Pada periode ini, diyakini bahwa wilayah Siulak saat itu dikuasai oleh
seorang Raja yang dinamakan Sutan Kalimbuk[1]. Raja
ini seorang kaya raya yang mampu mengubah pasir menjadi emas[2]
serta memiliki banyak peliharaan kerbau jalang[3]. Raja
ini juga sangat sakti, karena diyakini sebagai manusia abadi. Kesaktian dan keabadian
sang raja karena memiliki seekor burung sakti bernama burung bintialo (burung
keabadian) disebut pula sebagai burung limbuk putih yang bersarang di puncak
rumahnya[4]. Burung ini mampu mengobati Sutan Kalimbuk ketika ia sakit, bahkan menghidupkannya kembali dari kematian. Sutan Kalimbuk juga memiliki dua orang saudara perempuan yang sangat cantik bernama Mayang
Mangurai dan Sari Intan Jenun.
Suatu ketika datanglah tujuh orang
tokoh laki-laki yang bergelar Demang/Demong. Mereka berasal dari wilayah Selatan
Kerinci[5].
Kedatangan mereka bertujuan untuk menguasai harta kekayaan Sutan Kalimbuk untuk
dipersembahkan kepada raja mereka. Namun karena kesaktian Sutan Kalimbuk,
mereka tidak mampu mengalahkannya. Mereka hidup menjadi mata-mata, menyamar
sebagai masyarakat biasa di sekitar kerajaan Sutan Kalimbuk. Suatu saat
datanglah tokoh bernama Bujang Palimbang, kedatangannya untuk mencari wilayah
taklukan baru.
Demang dan Bujang Palimbang akhirnya
bersekutu untuk mengalahkan Sutan Kalimbuk. Pertama mereka memancing peperangan
dengan membawa lari saudara perempuannya (mangiwat), sehingga menimbulkan
amarah Sutan Kalimbuk, pada saat itu terjadilah peperangan. Akan tetapi, Sutan
Kalimbuk tak kunjung bisa dikalahkan karena ditolong oleh burung saktinya. Suatu
ketika, tahulah Demang dan Bujang Palimbang bahwa kesaktian Sutan Kalimbuk terletak pada burung
bintialo di puncak rumahnya.
Demang dan Bujang Palimbang menyusun
strategi baru untuk mengalahkan Sutan Kalimbuk yaitu membunuh burung sakti
terlebih dahulu. Demang memberikan sumpit beracun bernama sumpit emas
bademak ipuh kepada Bujang Palimbang
untuk menyumpit mati sang burung. Singkat cerita burung itupun mati tersumpit,
mengetahui hal tersebut Sutan Kalimbuk kemudian melepaskan kerbau jalang
miliknya untuk menyerang Demang dan Bujang Palimbang. Bujang Palimbang berhasil
membunuh kerbau jalang itu, sehingga digelari sebagai Bujang Agung oleh Demang.

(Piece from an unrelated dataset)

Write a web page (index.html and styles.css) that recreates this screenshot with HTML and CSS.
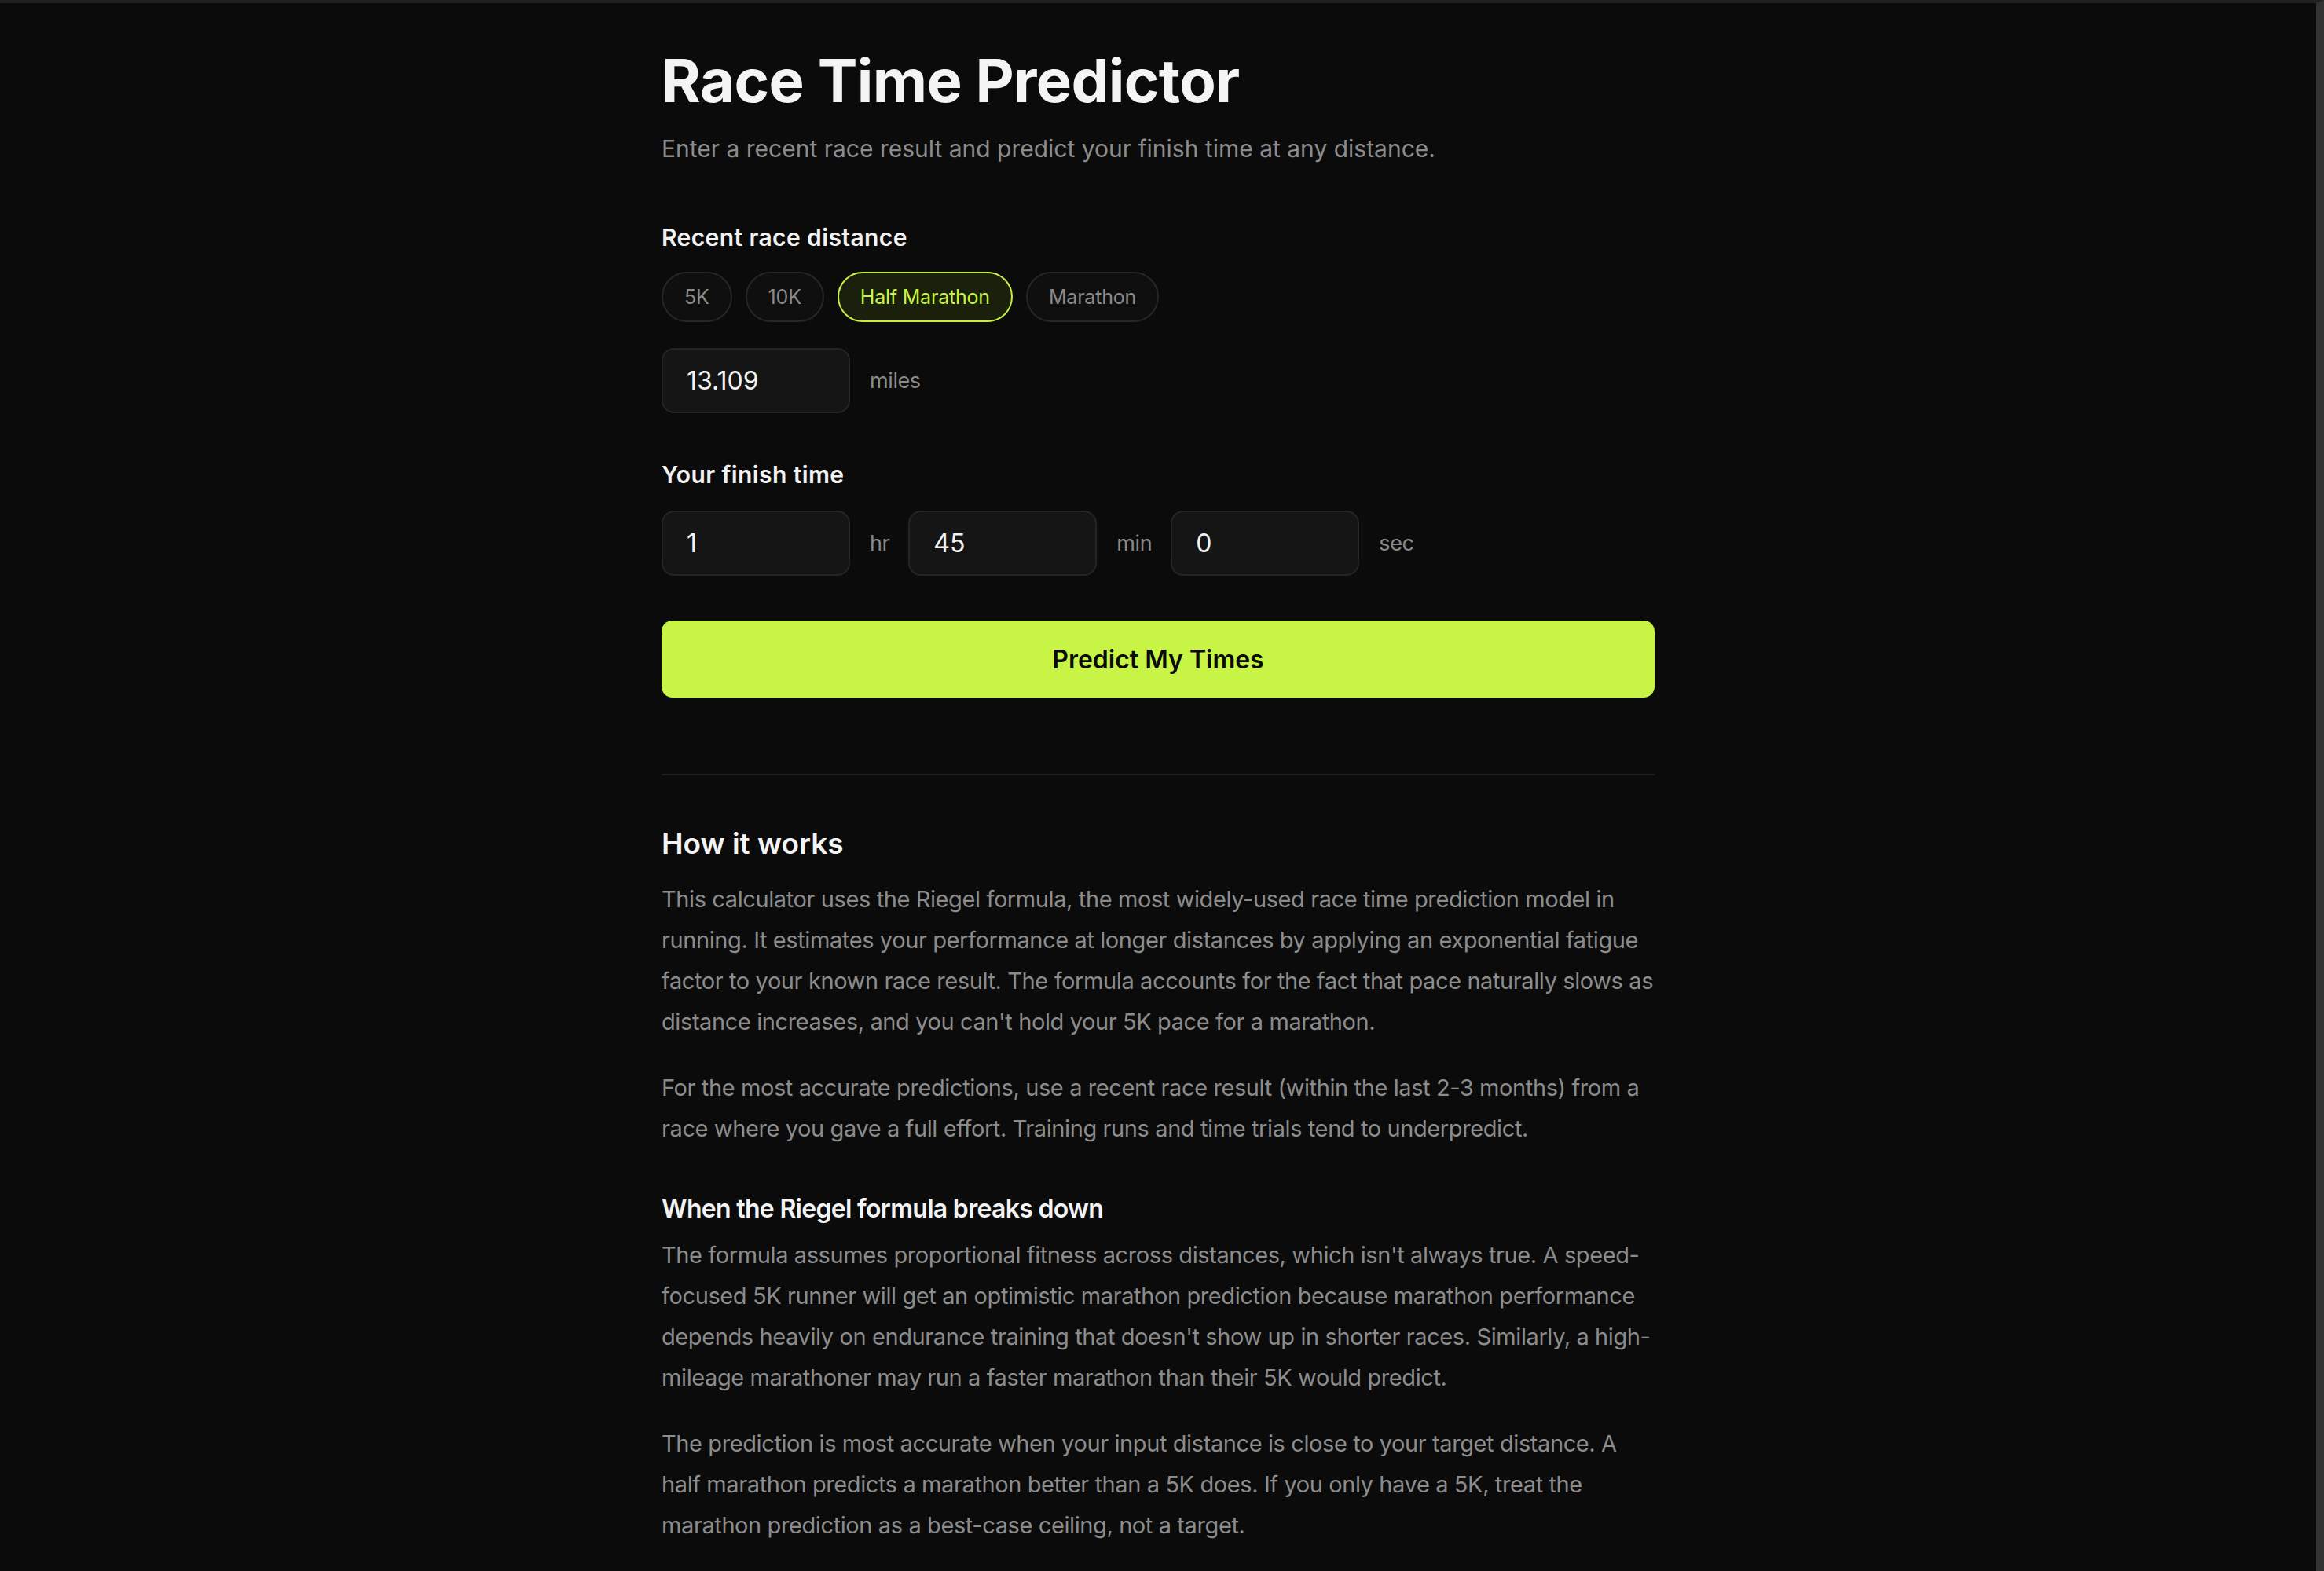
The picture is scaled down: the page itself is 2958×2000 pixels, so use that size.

Sejak peristiwa itulah Bujang Palimbang bergantinama menjadi Bujang Agung. Konon, Sutan Kalimbuk dan
pengikutnya dipercayai menjadi makhluk setengah dewa disebut Diwo/Diwa yang
menghuni kawasan hutan dan perbukitan di sebelah Barat kawasan Siulak setelah
kematian Burung Bintialo.
Setelah mengawini ke dua saudara perempuan Sutan Kalimbuk, Demang
dan Bujang Agung menetap di kawasan Renah Bintialo, dengan mengambilalih
tambang emas Sutan Kalimbuk. Demang membuat hunian di Bukit Paninjau Beruk, di
tepian lubuk bernama Lubuk Pirung Bulan. Hunian tersebut berkembang menjadi
Kuto Maro. Sedangkan Bujang Agung,
membuat hunian di Guguk Ndah, di tepian lubuk bernama Ujung Tanjung
Malako Kcik, huniannya berkembang menjadi Kuto Bringin. Anak keturunan Demang ini pada akhirnya membentuk sebuah
komunitas/suku yang dinamakan sebagai kalbu Demang. Sedangkan anak keturunan
Bujang Agung membentuk suku bernama kalbu/luhah Jagung. Kedua suku ini
merupakan suku yang terbentuk paling awal di wilayah Siulak.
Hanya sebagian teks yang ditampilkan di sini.